….says Anil Nandalall
PEOPLE’S Progressive Party/Civic (PPP/C) Member of Parliament (MP) and Attorney-at-law, Mr. Anil Nandlall, has described the Sexual Offences Bill 2009, as a landmark legislation which has reformed and revolutionalised the law of sexual offences in Guyana.
At the time, he was making his presentation and giving his support before the National Assembly, prior to the passing of the bill in parliament. He congratulated Minister of Human Services and Social Security, Ms. Priya Manickchand, for the tremendous amount of work she put into the bill “from the beginning of the consultation process till to the very end”.
He said, “This bill can be described as a landmark piece of legislation, because for the first time in the history of this country, we have a consolidation and an amalgamation of all the sexual offences under the laws of Guyana, in one singular piece of legislation.”

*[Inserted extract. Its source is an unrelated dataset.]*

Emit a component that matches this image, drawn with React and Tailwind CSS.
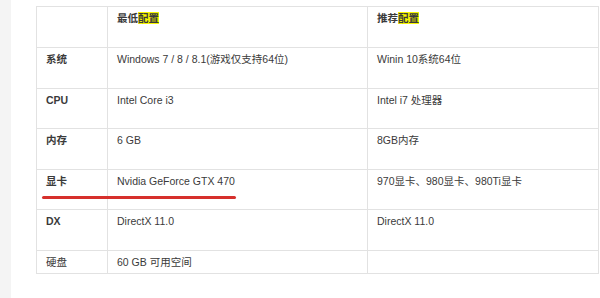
const rows = [
  { label: "系统", bold: true, min: "Windows 7 / 8 / 8.1(游戏仅支持64位)", rec: "Winin 10系统64位", h: "h-[41px]" },
  { label: "CPU", bold: true, min: "Intel Core i3", rec: "Intel i7 处理器", h: "h-[40px]" },
  { label: "内存", bold: true, min: "6 GB", rec: "8GB内存", h: "h-[41px]" },
  { label: "显卡", bold: true, min: "Nvidia GeForce GTX 470", rec: "970显卡、980显卡、980Ti显卡", h: "h-[40px]" },
  { label: "DX", bold: true, min: "DirectX 11.0", rec: "DirectX 11.0", h: "h-[41px]" },
  { label: "硬盘", bold: false, min: "60 GB 可用空间", rec: "", h: "h-[23px]" },
];

function HeadCell({ pre }) {
  return (
    <span className="font-bold">
      {pre}
      <span className="bg-[#f6f500]">配置</span>
    </span>
  );
}

export default function App() {
  const cell = "border border-[#e2e2e2] align-top px-[9px] pt-[2px] leading-[18px]";
  return (
    <div
      className="relative flex w-[600px] h-[298px] bg-white text-[10.5px] text-[#3a3a3a]"
      style={{ fontFamily: '"Liberation Sans", Arial, "Noto Sans CJK SC", sans-serif' }}
    >
      <div className="w-[11px] shrink-0 bg-[#f4f4f4]" />
      <div className="pl-[25px] pt-[6px]">
        <table className="border-collapse table-fixed w-[562px]">
          <colgroup>
            <col className="w-[71px]" />
            <col className="w-[260px]" />
            <col className="w-[231px]" />
          </colgroup>
          <tbody>
            <tr className="h-[41px]">
              <td className={cell} />
              <td className={cell}>
                <HeadCell pre="最低" />
              </td>
              <td className={cell}>
                <HeadCell pre="推荐" />
              </td>
            </tr>
            {rows.map((r) => (
              <tr key={r.label} className={r.h}>
                <td className={`${cell} ${r.bold ? "font-bold" : ""}`}>{r.label}</td>
                <td className={cell}>{r.min}</td>
                <td className={cell}>{r.rec}</td>
              </tr>
            ))}
          </tbody>
        </table>
      </div>
      {/* red annotation underline */}
      <div className="absolute left-[42px] top-[196px] w-[194px] h-[2.5px] rounded-full bg-[#d6302c]" />
    </div>
  );
}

He noted that it creates a number of new offences, adding, whenever a legislation of this type and magnitude is being discussed, one needs to begin by examining the circumstances which may have inspired or precipitated the enactment of the legislation.
“Because this legislation has very deep and far-reaching social ramifications,” he insisted, dealing with a very important aspect of society.

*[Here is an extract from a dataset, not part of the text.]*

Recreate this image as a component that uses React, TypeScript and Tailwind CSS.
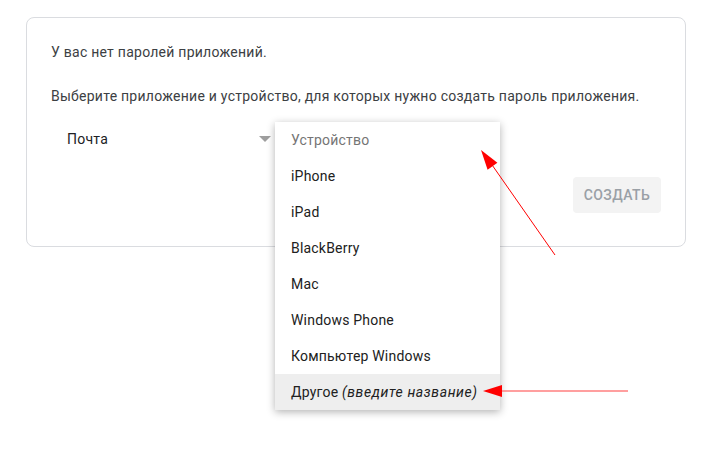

“It is, I think, an accepted fact by now that we have in Guyana an unusually high rate of crime prevailing in our country; it is also accepted that we have an unusually high level of sexual offences being committed in this country,” he stated.
A weapon of exploitation
He observed that what is also peculiar is the victims invariably being children and women, adding, “…sex in our society is almost used as a weapon of exploitation by those who have economic power, largely against those who are less fortunate.”
“I feel compelled to refer to the last few days coverage of a particular incident in our newspapers, which captures, I think, which epitomizes a significant problem that we face in this country, and which this legislation seeks to address,” he insisted.
“Because here you have based on the newspaper report, and I am aware that there is a charge instituted and I will speak in a manner not to prejudice that charge, but it is an important social reflection of the type of situation that this bill seeks to address,” he said.
Reality
He said he thinks that it is important in a debate of this type that one confronts the social realities, and, “if we are serious about tackling the question of sexual crime in our country, we must face the reality of what is going on.”
He noted that in the newspapers, “you have these sad and very sadistic allegations being made against an individual of some prominence, and you read the number of allegations which are being made against this person by very young and underprivileged persons, and it really is a situation that cries out”.
He reiterated that he used that example to demonstrate the type of problems with which the country is faced, and highlighted the fact that in one of the newspapers, there was an article where a sum of about $10M was offered to the victims of the unfortunate and perverted act.
“Now that is exactly what I am speaking about – economic power, financial power being used to purchase themselves out of prosecution and out of charge, and that is what the reality is, and those are the types of situation and the type of circumstances which inspired and precipitated this type of legislation,” he reiterated.
Unique
He said the legislation is unique in many respects, and reminded that the government, through Minister Manickchand, had started a consultation process.
He said a paper for discussion under the title ‘Stamp it Out’ was presented, which was a well-orchestrated and well-publicized consultative campaign and process throughout the country.
The MP said the views of various members of society from all social, economic, and political strata, were solicited.
He said those views were chronicled and they “went back to the drawing board with them and the end product is the bill that we have before us”.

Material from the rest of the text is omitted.